American Airlines’ mass layoff of 19,000 workers includes 2,000 people who work at airports in South Florida, a spokeswoman confirmed Thursday.
The airline followed through on a long-standing pledge to drastically cut payroll after Congress failed to agree on a fresh round of financial assistance for an airline industry laid low by massive business losses caused by the coronavirus pandemic. After the pandemic struck down the economy in mid-March, industry passenger traffic plunged by up to 85% at one point, and it is still off by 70% versus 2019, according to Airlines for America, an industry trade group.
Most of the impacted American employees work at Miami International Airport, where the airline operates a massive domestic and international hub. To a lesser extent, American also serves Fort Lauderdale-Hollywood International Airport and Palm Beach International Airport.
The spokeswoman did not break down the layoffs by city. Reportedly, flight attendants were to bear the heaviest cuts, with 8,100 losing their jobs.
In a message to employees on Wednesday, American CEO Doug Parker said the move was unavoidable without a fresh round of federal assistance.
That industry-wide aid, provided through a $25 billion Payroll Support Program under the Coronavirus Aid, Relief, and Economic Security, expired Thursday.
“Despite enormous bipartisan support for an extension of the PSP, our elected officials have not been able to reach agreement on a COVID-19 relief package that would enable this extension,” Parker said in his message.
But Parker said there may be a reprieve if Congress, where lawmakers are continuing negotiations, passes a new aid package soon.
He said he told Secretary of the Treasury Steven Mnuchin “that if these efforts to extend PSP are successful over the next few days, we will reverse our furlough processes and recall any impacted team members.”
“I am extremely sorry we have reached this outcome,” Parker added. “It is not what you all deserve.”

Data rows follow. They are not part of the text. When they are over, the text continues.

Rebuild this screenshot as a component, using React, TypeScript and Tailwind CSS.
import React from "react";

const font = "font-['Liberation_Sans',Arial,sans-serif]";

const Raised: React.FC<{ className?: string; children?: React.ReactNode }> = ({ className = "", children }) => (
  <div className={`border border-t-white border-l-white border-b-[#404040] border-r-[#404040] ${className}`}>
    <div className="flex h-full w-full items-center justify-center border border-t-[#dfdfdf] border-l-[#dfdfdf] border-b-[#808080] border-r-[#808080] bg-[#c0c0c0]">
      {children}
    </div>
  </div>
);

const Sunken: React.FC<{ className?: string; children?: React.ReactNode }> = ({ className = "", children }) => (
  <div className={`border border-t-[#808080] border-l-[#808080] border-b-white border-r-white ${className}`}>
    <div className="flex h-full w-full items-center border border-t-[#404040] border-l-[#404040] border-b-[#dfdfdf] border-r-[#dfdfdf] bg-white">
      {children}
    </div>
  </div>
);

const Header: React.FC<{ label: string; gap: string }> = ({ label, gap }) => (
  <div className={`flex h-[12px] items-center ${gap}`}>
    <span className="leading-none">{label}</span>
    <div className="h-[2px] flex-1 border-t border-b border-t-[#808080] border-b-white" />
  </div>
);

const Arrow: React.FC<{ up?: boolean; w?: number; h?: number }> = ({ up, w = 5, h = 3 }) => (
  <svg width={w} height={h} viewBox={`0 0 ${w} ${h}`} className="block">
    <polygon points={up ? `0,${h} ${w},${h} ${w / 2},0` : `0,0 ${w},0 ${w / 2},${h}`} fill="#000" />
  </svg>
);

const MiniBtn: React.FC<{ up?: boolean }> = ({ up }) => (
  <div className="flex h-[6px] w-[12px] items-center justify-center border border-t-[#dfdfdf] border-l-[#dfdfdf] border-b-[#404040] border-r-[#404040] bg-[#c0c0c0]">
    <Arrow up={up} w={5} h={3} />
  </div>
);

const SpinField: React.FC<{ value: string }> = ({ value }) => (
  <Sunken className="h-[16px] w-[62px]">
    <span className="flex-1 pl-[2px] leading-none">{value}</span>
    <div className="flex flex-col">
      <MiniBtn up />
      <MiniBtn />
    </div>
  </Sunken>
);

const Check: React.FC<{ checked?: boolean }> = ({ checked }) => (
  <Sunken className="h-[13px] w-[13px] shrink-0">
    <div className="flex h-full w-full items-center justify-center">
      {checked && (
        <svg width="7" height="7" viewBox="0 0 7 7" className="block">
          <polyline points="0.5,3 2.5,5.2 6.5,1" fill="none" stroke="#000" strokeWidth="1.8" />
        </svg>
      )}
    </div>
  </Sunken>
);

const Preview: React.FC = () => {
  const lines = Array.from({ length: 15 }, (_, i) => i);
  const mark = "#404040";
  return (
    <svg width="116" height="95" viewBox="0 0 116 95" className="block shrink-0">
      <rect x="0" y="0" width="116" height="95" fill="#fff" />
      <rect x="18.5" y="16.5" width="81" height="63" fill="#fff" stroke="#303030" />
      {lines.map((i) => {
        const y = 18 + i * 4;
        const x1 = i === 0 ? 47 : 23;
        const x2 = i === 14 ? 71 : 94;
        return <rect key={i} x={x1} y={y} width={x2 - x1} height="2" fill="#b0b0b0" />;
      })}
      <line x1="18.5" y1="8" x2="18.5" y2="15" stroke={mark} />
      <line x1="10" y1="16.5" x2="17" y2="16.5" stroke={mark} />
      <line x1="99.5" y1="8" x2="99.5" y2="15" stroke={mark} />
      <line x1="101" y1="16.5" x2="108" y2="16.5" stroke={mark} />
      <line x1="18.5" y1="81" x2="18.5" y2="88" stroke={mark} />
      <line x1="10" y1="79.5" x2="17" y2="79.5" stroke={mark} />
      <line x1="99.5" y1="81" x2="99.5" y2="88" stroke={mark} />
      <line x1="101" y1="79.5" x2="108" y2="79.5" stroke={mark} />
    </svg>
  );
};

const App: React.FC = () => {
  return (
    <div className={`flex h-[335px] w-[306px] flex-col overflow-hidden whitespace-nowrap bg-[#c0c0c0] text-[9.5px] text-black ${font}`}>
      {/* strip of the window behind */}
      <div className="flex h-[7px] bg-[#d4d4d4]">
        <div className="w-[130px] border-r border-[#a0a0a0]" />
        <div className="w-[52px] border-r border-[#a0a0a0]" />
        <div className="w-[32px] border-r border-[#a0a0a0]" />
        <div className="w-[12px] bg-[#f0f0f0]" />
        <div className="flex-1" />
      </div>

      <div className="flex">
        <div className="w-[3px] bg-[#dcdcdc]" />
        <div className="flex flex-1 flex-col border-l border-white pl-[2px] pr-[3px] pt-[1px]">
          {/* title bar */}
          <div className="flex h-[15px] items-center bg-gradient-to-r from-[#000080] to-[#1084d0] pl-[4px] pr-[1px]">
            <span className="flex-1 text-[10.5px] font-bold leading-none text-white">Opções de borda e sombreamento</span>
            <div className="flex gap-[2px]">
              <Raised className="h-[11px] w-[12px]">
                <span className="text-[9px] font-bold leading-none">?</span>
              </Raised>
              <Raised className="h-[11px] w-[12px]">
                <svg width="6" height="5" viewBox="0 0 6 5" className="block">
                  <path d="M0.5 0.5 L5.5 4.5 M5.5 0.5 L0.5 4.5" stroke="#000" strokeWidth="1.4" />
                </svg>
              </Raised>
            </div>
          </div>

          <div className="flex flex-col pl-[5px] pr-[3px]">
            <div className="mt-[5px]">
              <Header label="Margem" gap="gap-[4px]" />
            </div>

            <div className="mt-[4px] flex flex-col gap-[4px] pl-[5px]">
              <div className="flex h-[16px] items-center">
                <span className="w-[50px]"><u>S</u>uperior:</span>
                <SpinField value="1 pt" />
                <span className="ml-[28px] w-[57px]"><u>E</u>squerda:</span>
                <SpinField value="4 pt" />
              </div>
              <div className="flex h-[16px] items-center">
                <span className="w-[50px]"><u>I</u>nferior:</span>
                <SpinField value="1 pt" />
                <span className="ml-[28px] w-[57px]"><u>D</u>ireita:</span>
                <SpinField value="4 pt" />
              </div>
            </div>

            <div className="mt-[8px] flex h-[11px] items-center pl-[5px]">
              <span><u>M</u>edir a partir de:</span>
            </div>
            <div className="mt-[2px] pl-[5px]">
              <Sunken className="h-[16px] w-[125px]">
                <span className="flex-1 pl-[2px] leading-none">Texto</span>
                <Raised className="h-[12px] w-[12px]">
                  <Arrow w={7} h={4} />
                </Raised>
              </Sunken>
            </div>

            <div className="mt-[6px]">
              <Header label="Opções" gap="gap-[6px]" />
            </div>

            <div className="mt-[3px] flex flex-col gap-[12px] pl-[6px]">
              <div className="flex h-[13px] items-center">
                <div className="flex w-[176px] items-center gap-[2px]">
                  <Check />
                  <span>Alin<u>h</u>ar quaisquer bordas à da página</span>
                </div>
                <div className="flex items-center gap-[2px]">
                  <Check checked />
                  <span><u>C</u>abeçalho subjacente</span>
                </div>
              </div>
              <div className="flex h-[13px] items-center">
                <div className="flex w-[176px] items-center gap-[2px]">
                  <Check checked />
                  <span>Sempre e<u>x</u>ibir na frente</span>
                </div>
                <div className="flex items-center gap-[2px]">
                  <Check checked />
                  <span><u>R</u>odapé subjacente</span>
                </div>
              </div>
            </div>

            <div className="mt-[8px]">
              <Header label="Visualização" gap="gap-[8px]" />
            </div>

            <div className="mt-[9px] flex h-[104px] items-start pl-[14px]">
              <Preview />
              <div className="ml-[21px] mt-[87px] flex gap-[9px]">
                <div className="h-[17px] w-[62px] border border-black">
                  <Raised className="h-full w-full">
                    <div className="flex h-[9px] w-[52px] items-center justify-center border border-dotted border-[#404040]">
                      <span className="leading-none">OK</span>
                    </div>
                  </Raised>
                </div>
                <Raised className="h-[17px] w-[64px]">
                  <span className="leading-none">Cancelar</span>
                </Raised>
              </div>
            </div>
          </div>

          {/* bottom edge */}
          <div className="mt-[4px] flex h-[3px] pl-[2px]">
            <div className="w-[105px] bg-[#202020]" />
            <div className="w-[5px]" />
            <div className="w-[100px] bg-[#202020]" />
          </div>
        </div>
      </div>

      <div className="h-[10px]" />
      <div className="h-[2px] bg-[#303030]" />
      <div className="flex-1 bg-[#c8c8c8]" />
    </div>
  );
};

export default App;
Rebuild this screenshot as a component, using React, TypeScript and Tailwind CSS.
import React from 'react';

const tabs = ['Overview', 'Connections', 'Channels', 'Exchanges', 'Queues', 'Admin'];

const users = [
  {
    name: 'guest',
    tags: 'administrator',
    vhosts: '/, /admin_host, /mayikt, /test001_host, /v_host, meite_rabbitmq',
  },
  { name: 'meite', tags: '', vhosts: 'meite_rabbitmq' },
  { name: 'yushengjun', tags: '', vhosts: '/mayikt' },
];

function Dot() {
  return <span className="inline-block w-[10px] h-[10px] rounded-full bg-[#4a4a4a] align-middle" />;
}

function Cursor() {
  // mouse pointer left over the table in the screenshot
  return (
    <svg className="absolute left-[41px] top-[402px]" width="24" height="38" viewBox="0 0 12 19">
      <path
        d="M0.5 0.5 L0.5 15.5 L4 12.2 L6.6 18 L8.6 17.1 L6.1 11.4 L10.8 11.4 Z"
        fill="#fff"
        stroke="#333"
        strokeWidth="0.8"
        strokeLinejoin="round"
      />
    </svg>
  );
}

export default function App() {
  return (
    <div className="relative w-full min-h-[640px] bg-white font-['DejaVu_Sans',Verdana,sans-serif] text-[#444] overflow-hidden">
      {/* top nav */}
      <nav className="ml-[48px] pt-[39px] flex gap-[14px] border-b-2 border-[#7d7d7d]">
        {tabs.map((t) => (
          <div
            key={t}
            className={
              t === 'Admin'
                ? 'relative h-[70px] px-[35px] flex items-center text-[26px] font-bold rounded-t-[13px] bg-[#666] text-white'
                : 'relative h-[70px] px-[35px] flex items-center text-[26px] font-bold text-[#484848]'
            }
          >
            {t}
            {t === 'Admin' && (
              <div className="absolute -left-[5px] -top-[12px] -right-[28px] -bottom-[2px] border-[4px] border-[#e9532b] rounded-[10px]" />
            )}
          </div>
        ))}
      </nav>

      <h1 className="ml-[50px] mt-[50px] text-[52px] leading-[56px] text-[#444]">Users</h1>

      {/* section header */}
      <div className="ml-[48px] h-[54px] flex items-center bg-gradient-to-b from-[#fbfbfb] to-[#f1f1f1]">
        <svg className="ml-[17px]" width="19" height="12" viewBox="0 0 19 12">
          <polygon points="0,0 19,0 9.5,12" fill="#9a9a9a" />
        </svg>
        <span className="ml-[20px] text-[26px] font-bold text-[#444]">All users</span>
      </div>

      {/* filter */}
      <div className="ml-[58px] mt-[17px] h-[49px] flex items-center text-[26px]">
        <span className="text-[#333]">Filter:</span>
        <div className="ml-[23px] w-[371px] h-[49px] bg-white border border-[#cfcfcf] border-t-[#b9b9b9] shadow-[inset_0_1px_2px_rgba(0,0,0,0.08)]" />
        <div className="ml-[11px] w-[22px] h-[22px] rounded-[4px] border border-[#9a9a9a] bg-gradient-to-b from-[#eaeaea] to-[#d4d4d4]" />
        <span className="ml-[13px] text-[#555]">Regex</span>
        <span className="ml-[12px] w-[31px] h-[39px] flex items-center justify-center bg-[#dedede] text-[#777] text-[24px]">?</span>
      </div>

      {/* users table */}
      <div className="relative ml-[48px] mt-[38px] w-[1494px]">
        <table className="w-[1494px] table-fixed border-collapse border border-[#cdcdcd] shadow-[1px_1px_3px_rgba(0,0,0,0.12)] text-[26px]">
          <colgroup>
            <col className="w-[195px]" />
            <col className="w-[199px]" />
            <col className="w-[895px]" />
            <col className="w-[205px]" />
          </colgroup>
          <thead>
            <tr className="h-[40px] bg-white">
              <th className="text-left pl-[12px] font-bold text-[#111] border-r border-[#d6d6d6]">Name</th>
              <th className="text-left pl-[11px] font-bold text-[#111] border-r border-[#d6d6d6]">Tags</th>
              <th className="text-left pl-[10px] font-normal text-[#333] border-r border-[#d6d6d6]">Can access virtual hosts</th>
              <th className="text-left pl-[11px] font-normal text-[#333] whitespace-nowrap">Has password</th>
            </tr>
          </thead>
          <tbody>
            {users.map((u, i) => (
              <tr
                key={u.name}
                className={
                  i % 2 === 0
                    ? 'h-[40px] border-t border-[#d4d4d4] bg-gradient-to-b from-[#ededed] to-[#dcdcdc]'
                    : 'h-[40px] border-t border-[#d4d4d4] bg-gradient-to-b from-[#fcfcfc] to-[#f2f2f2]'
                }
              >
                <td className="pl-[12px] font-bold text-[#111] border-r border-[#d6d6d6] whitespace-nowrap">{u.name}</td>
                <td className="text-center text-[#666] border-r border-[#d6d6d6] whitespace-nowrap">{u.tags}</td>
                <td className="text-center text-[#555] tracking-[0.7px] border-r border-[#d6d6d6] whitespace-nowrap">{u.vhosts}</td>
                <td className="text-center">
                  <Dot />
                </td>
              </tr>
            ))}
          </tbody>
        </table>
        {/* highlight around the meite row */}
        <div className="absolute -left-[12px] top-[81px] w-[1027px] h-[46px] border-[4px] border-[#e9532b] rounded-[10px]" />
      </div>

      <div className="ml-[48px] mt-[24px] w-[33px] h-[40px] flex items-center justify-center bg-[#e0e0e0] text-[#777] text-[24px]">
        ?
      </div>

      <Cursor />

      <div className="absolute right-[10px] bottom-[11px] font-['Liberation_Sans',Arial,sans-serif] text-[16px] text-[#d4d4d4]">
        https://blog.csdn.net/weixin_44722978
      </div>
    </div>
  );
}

He urged employees to continuing lobbying their elected officials to approve new money.
“Please keep contacting your elected officials about the importance of reaching an agreement that will extend PSP,” he said. “We are not done fighting.”
Last month, discount carrier Spirit Airlines of Miramar rescinded a plan to cut 2,500 workers across its system after management reached work sharing and other measures with its unionized pilots and other employees. The airline is among those that accepted government aid. Its agreement provided more than $330 million in relief.
But United Airlines and Delta Air Lines. which also serve South Florida, joined American’s move to start laying off large numbers of workers on Thursday.
United, which is based in Chicago, reportedly was laying off more than 13,000 people. No Florida figures were immediately available, although United previously notified the state of Florida that it intended to drop more than 500 employees from its statewide operations. No figures were available for Atlanta-based Delta, which has a sizable presence in Fort Lauderdale.